Example comments found here:
- https://news.ycombinator.com/item?id=25229544
- https://news.ycombinator.com/item?id=24149352
- https://news.ycombinator.com/item?id=23983974
- https://news.ycombinator.com/item?id=23696427
It’s all conjecture and anecdotes. Rarely will someone take the time to research and post links to evidence to improve the conversation.
1. What hope do we have if creators and maintainers are prone to the same proclivities as the users?
2. What can HN do to make not only it’s commenting section better but also improve the quality of commenting on the interwebs? Why?
Then the question of "why threads about politics usually have lower quality of comments" is left as an exercise for the reader.
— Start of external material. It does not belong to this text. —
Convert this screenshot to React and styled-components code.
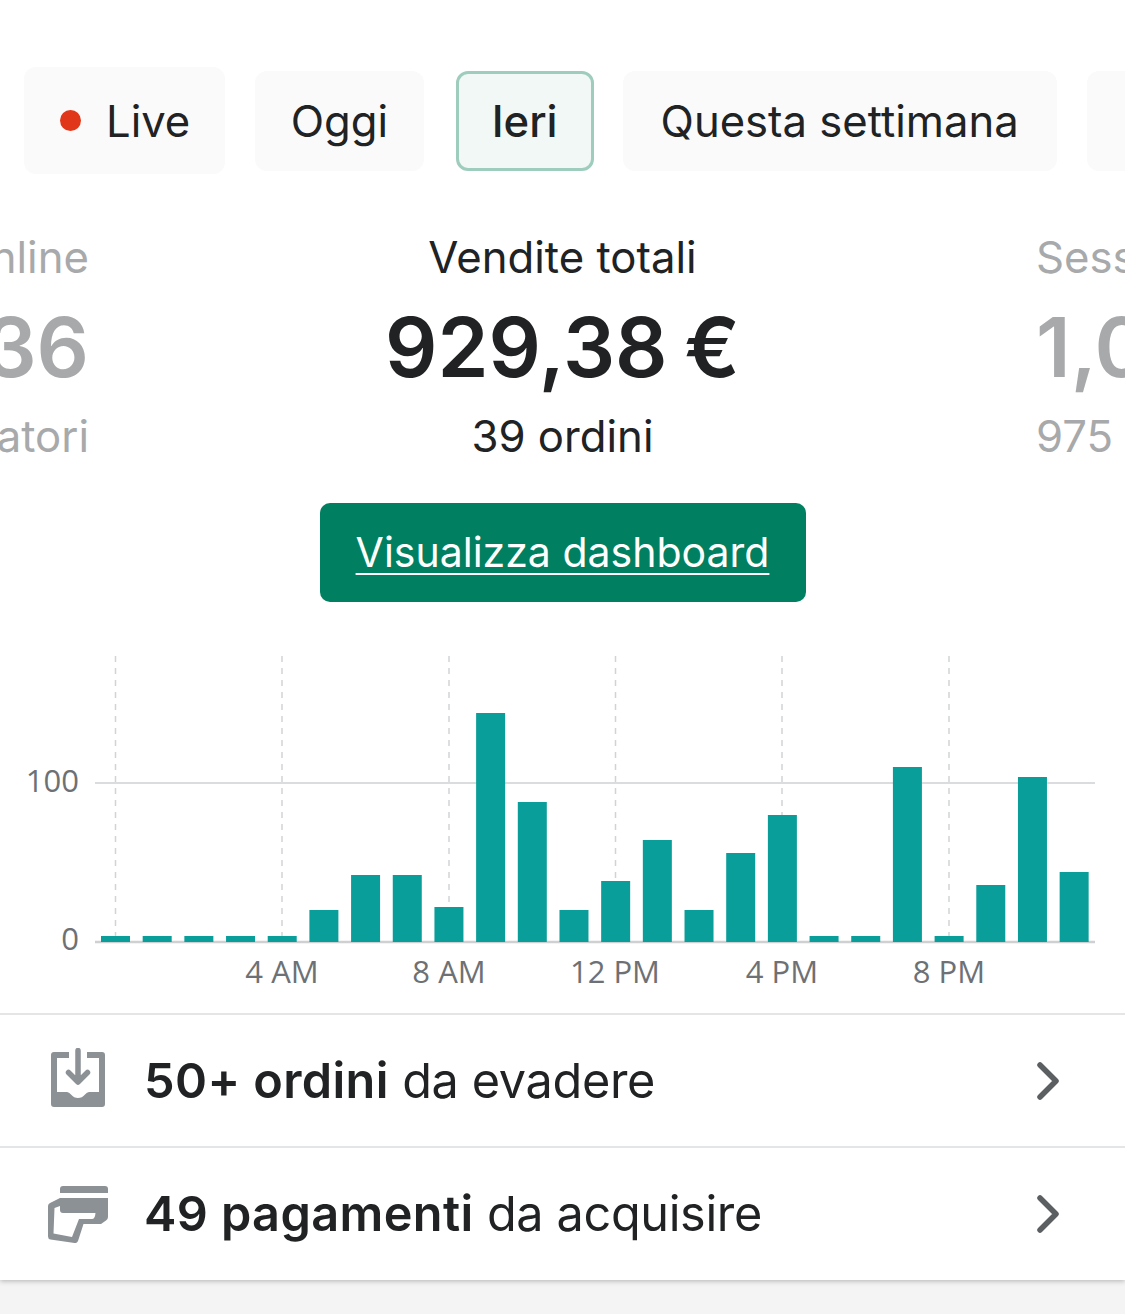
import React from "react";
import styled, { createGlobalStyle } from "styled-components";

const GlobalStyle = createGlobalStyle`
  html, body {
    margin: 0;
    padding: 0;
    background: #f4f4f5;
  }
  body {
    font-family: Inter, "Liberation Sans", sans-serif;
    color: #202223;
    overflow: hidden;
  }
`;

const Page = styled.div`
  width: 1125px;
  height: 1314px;
  overflow: hidden;
`;

const Card = styled.div`
  background: #fff;
  height: 1280px;
  box-shadow: 0 1px 5px rgba(23, 24, 24, 0.3);
`;

const Pills = styled.div`
  display: flex;
  align-items: center;
  gap: 30px;
  height: 107px;
  padding: 67px 0 0 24px;
  overflow: hidden;
`;

const Pill = styled.div`
  flex: none;
  display: flex;
  align-items: center;
  gap: 25px;
  box-sizing: border-box;
  height: ${(p) => (p.$tall ? "107px" : "100px")};
  padding: 2px ${(p) => p.$pad}px 0;
  margin: ${(p) => (p.$active ? "0 -1px 0 2px" : "0")};
  border-radius: 12px;
  font-size: 43.6px;
  background: ${(p) => (p.$active ? "#f1f8f5" : "#fafafa")};
  border: ${(p) => (p.$active ? "3px solid #9fcdbd" : "none")};
  font-weight: ${(p) => (p.$active ? 500 : 400)};
`;

const Dot = styled.span`
  width: 21px;
  height: 21px;
  margin: -2px 0 0 1px;
  border-radius: 50%;
  background: #e0361a;
`;

const Stats = styled.div`
  display: grid;
  grid-template-columns: 89px 1fr 89px;
  margin-top: 54px;
`;

const Stat = styled.div`
  display: flex;
  flex-direction: column;
  overflow: hidden;
  white-space: nowrap;
  align-items: ${(p) => p.$align};
  text-align: center;
  color: ${(p) => (p.$muted ? "#a8a9aa" : "#202223")};
`;

const StatLabel = styled.div`
  font-size: 43.7px;
  line-height: 60px;
`;

const StatValue = styled.div`
  font-size: 82px;
  font-weight: 600;
  line-height: 100px;
  margin: 10px 0 9px;
  word-spacing: -4px;
`;

const StatSub = styled.div`
  font-size: 43.7px;
  line-height: 60px;
`;

const ButtonRow = styled.div`
  display: flex;
  justify-content: center;
  margin-top: 36px;
`;

const DashboardButton = styled.a`
  display: flex;
  align-items: center;
  justify-content: center;
  box-sizing: border-box;
  width: 486px;
  height: 99px;
  padding-bottom: 2px;
  border-radius: 10px;
  background: #008060;
  color: #fff;
  font-size: 41px;
  text-decoration: underline;
  text-decoration-thickness: 2px;
  text-underline-offset: 6px;
`;

const Chart = styled.svg`
  display: block;
  width: 1125px;
  height: 361px;
  margin-top: 50px;
`;

const AxisLabel = styled.text`
  font-family: "Open Sans", "Liberation Sans", sans-serif;
  font-size: 31px;
  fill: #6d7175;
`;

const Row = styled.div`
  display: flex;
  align-items: center;
  box-sizing: border-box;
  height: 133px;
  border-top: 2px solid #e4e5e7;
  padding: 0 66px 0 48px;
`;

const IconBox = styled.div`
  flex: none;
  display: flex;
  justify-content: center;
  width: 60px;
  margin-right: 38px;
  margin-top: ${(p) => p.$nudge}px;
`;

const RowText = styled.div`
  flex: 1;
  font-size: 48.6px;
  letter-spacing: -0.35px;
  margin-left: -2px;
  b {
    font-weight: 600;
    letter-spacing: 0.4px;
  }
`;

const barTops = [
  936, 936, 936, 936, 936, 910, 875, 875, 907, 713, 802, 910,
  881, 840, 910, 853, 815, 936, 936, 767, 936, 885, 777, 872,
];
const gridX = [115.5, 282, 449, 615.5, 782, 949];
const hourLabels = [
  { x: 282, text: "4 AM" },
  { x: 449, text: "8 AM" },
  { x: 615, text: "12 PM" },
  { x: 782, text: "4 PM" },
  { x: 949, text: "8 PM" },
];

const InboxIcon = () => (
  <svg width="54" height="59" viewBox="0 -4 54 59" fill="#8c9196">
    <path d="M3 0H18V6H6V40H16Q18 40 20 42.500Q23 46 27 46Q31 46 34 42.500Q36 40 38 40H48V6H36V0H51A3 3 0 0 1 54 3V52A3 3 0 0 1 51 55H3A3 3 0 0 1 0 52V3A3 3 0 0 1 3 0Z" />
    <path
      d="M27 -1.500V29M17.500 20.500L27 30L36.500 20.500"
      fill="none"
      stroke="#8c9196"
      strokeWidth="5.500"
      strokeLinecap="round"
      strokeLinejoin="round"
    />
  </svg>
);

const CardIcon = () => (
  <svg width="60" height="57" viewBox="0 0 60 57" fill="#8c9196">
    <path d="M15 0H57A3 3 0 0 1 60 3V7H12V3A3 3 0 0 1 15 0Z" />
    <path
      fillRule="evenodd"
      d="M12 12H60V31Q60 33 58 34.500L53 38H35.500L30 55Q29 57.500 26.500 57L2.500 53.500Q0 53 0 50.500V20Q0 18 2 17ZM6.500 22L5.500 47.500L24 51L31 33H44Q47 33 47.500 27H15Q12 27 12 24V20Z"
    />
  </svg>
);

const Chevron = () => (
  <svg width="22" height="38" viewBox="0 0 22 38">
    <path
      d="M3 3L19 19L3 35"
      fill="none"
      stroke="#5c5f62"
      strokeWidth="5.500"
      strokeLinecap="round"
      strokeLinejoin="round"
    />
  </svg>
);

const App = () => {
  return (
    <Page>
      <GlobalStyle />
      <Card>
        <Pills>
          <Pill $tall $pad={35}>
            <Dot />
            Live
          </Pill>
          <Pill $pad={35.5}>Oggi</Pill>
          <Pill $active $pad={33}>Ieri</Pill>
          <Pill $pad={38}>Questa settimana</Pill>
          <Pill $pad={38}>Questo mese</Pill>
        </Pills>

        <Stats>
          <Stat $muted $align="flex-end">
            <StatLabel>Visitatori online</StatLabel>
            <StatValue>136</StatValue>
            <StatSub>visitatori</StatSub>
          </Stat>
          <Stat $align="center">
            <StatLabel>Vendite totali</StatLabel>
            <StatValue>929,38 €</StatValue>
            <StatSub>39 ordini</StatSub>
          </Stat>
          <Stat $muted $align="flex-start">
            <StatLabel>Sessioni</StatLabel>
            <StatValue>1,024</StatValue>
            <StatSub>975 visitatori</StatSub>
          </Stat>
        </Stats>

        <ButtonRow>
          <DashboardButton>Visualizza dashboard</DashboardButton>
        </ButtonRow>

        <Chart viewBox="0 652 1125 361">
          {gridX.map((x) => (
            <line
              key={x}
              x1={x}
              x2={x}
              y1="656"
              y2="942"
              stroke="#d2d3d5"
              strokeWidth="1.500"
              strokeDasharray="6 6"
            />
          ))}
          <line x1="95" x2="1095" y1="783" y2="783" stroke="#cfd0d2" strokeWidth="1.500" />
          <line x1="95" x2="1095" y1="942" y2="942" stroke="#cfd0d2" strokeWidth="2.500" />
          {barTops.map((top, i) => (
            <rect
              key={i}
              x={101 + i * 41.68}
              y={top}
              width="29"
              height={942 - top}
              fill="#0a9e9a"
            />
          ))}
          <AxisLabel x="79" y="792" textAnchor="end">100</AxisLabel>
          <AxisLabel x="79" y="950" textAnchor="end">0</AxisLabel>
          {hourLabels.map((h) => (
            <AxisLabel key={h.text} x={h.x} y="983" textAnchor="middle">
              {h.text}
            </AxisLabel>
          ))}
        </Chart>

        <Row>
          <IconBox $nudge={-6}>
            <InboxIcon />
          </IconBox>
          <RowText>
            <b>50+ ordini</b> da evadere
          </RowText>
          <Chevron />
        </Row>
        <Row>
          <IconBox $nudge={2}>
            <CardIcon />
          </IconBox>
          <RowText>
            <b>49 pagamenti</b> da acquisire
          </RowText>
          <Chevron />
        </Row>
      </Card>
    </Page>
  );
};

export default App;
Could You provide examples of any online community with a comments section that is more of what You consider better?
Or is this just a rant in the form of a question? (Which is ok, just want to make this a more rationale, evidence based discussion)
453 points | 548 comments
558 points | 774 comments
169 points | 300 comments
218 points | 510 comments
As a recommendation, try to avoid the comment section it post were the number of comments is greater than the number of upvotes.
A thorough well-sourced reply is just as likely to get downvoted/flagged/grayed-out over a disagreement as a low-effort one. With those dynamics, most people aren't going to bother with an effortpost.
Personally, I miss the old bulletin boards. The upvote/downvote approach has become a groupthink amplifier, and this is even more pernicious when unpopular-yet-civil opinions are disappeared.